The first step is to determine if your pond is at risk. Begin by estimating the surface area of a pond in acres. It's a process which sounds simple but in practice, Higginbotham has found, most pond owners over-estimate the size of their ponds by two or three times what it is.

If the pond is rectangular, the simplest way to determine its size is to measure the length and width in feet, then multiply one measurement by the other to get surface area in square feet. Divide this number by 44,000 to get the approximate area in acres. A pond 200 feet wide by 200 feet will have 40,000 square feet of surface area, or about one acre.

The next step is to determine the pounds of fish in the pond. Usually, the pond owner knows how many catfish were originally stocked in the pond and has a pretty good idea how many fish have been taken since stocking. By catching a few fish and weighing them, an owner can estimate the total pounds of fish in the pond.

Under sunny conditions and moderate temperatures, aquatic plants, mostly single-celled algae, produce enough oxygen as a byproduct of photosynthesis to maintain oxygen levels in ponds. Wind, or the lack of it, is also a factor as it helps to aerate the water.

Summer conditions slow down these processes in a number of ways. Warm water holds less oxygen than cool water. As the water temperature rises, a fish, being a cold-blooded animal, experiences a rise in its metabolic rate, increasing its need for oxygen at the same time less oxygen is available. Cloudy days slow down photosynthesis, making even less oxygen available to the fish.

If the pond is too heavily stocked, fish can run into oxygen debt even in cooler weather. Hot weather can even bring about oxygen debt in moderately stocked ponds. Normally, this time of year, May temperatures are around the mid 80's for a high, this year, we have already seen temperatures in the mid 90's.

Often the pond owner won't need to determine pounds of fish per acre to diagnose oxygen depletion. Oxygen-starved fish can be seen gasping at the surface or swimming weakly to the edge of the pond. Oxygen depletion will affect all sizes and species of fish to various degrees. Because photosynthesis shuts down during the night, fish showing symptoms of oxygen depletion will be most obvious during early and mid-morning hours.
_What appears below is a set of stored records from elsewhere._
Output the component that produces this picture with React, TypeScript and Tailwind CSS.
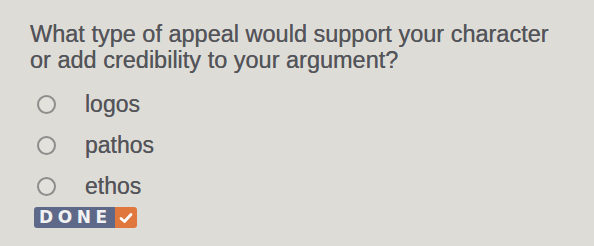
import React from "react";

const options = ["logos", "pathos", "ethos"];

export default function App() {
  return (
    <div
      className="w-[594px] h-[246px] bg-[#dddcd6] text-[#535459] overflow-hidden [text-shadow:0_0_0.6px_#6a6b70]"
      style={{ fontFamily: '"Liberation Sans", Arial, sans-serif' }}
    >
      <div className="pl-[30px] pt-[21px]">
        <p className="text-[23.5px] leading-[26px] w-[560px]">
          What type of appeal would support your character
          <br />
          or add credibility to your argument?
        </p>
        <div className="mt-[11px] flex flex-col pl-[7px]">
          {options.map((o) => (
            <div key={o} className="flex items-center h-[41px]">
              <span className="w-[19px] h-[19px] rounded-full border-[2px] border-[#8d8d8b] bg-[#e2e1db]" />
              <span className="ml-[29px] text-[23px] leading-[41px]">{o}</span>
            </div>
          ))}
        </div>
        <div className="ml-[4px] flex h-[21px] w-[103px] rounded-[3px] overflow-hidden [text-shadow:none]">
          <div
            className="flex-1 bg-[#5e6889] flex items-center pl-[5px] text-[#f2f2f2] font-bold text-[17px] leading-[21px] tracking-[4.6px]"
            style={{ fontFamily: '"DejaVu Sans", sans-serif' }}
          >
            DONE
          </div>
          <div className="w-[22px] bg-[#e0783e] flex items-center justify-center">
            <svg width="14" height="12" viewBox="0 0 14 12">
              <path d="M2 6.5 L5.5 9.5 L12 2.5" fill="none" stroke="white" strokeWidth="2.8" strokeLinecap="round" strokeLinejoin="round" />
            </svg>
          </div>
        </div>
      </div>
    </div>
  );
}
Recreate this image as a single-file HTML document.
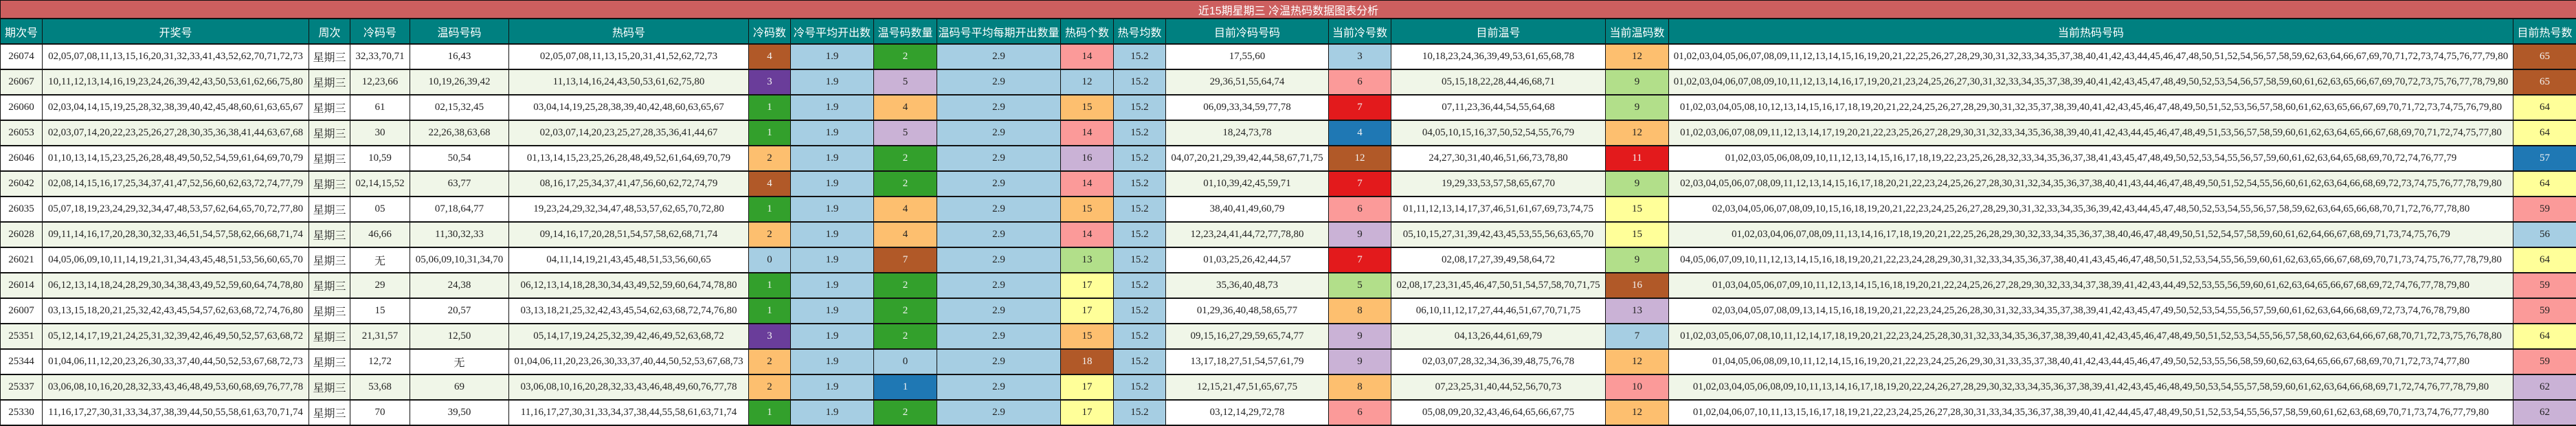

Pond owners who have a motor-equipped boat can easily and cheaply counteract oxygen depletion, Higginbotham said. Just back the trailer into shallow water and leave the motor running in gear until the fish recover. The submerged prop will move enough water about to cause oxygen levels to increase. If a pond owner doesn't have a trailer, Higginbotham suggested, lodge the boat against a stump or in deep water against the bank.

Just cruising around the pond in the boat won't help much, Higginbotham said. Cruising means the prop is pushing the boat, not the water, resulting in considerably less oxygen absorption. Pumps can also be used to increase oxygen, but the intake should be set within two or three feet below the pond surface.

Higginbotham cautioned that using boats and pumps to increase oxygen levels are only temporary solutions.

"If the real problem is too many fish present, it's time to go fishing and significantly lower the fish population," he said.

An estimated 840,000 small ponds pepper the Texas landscape. East Texas has about 300,000 ponds, 80 percent of which have been stocked with fish.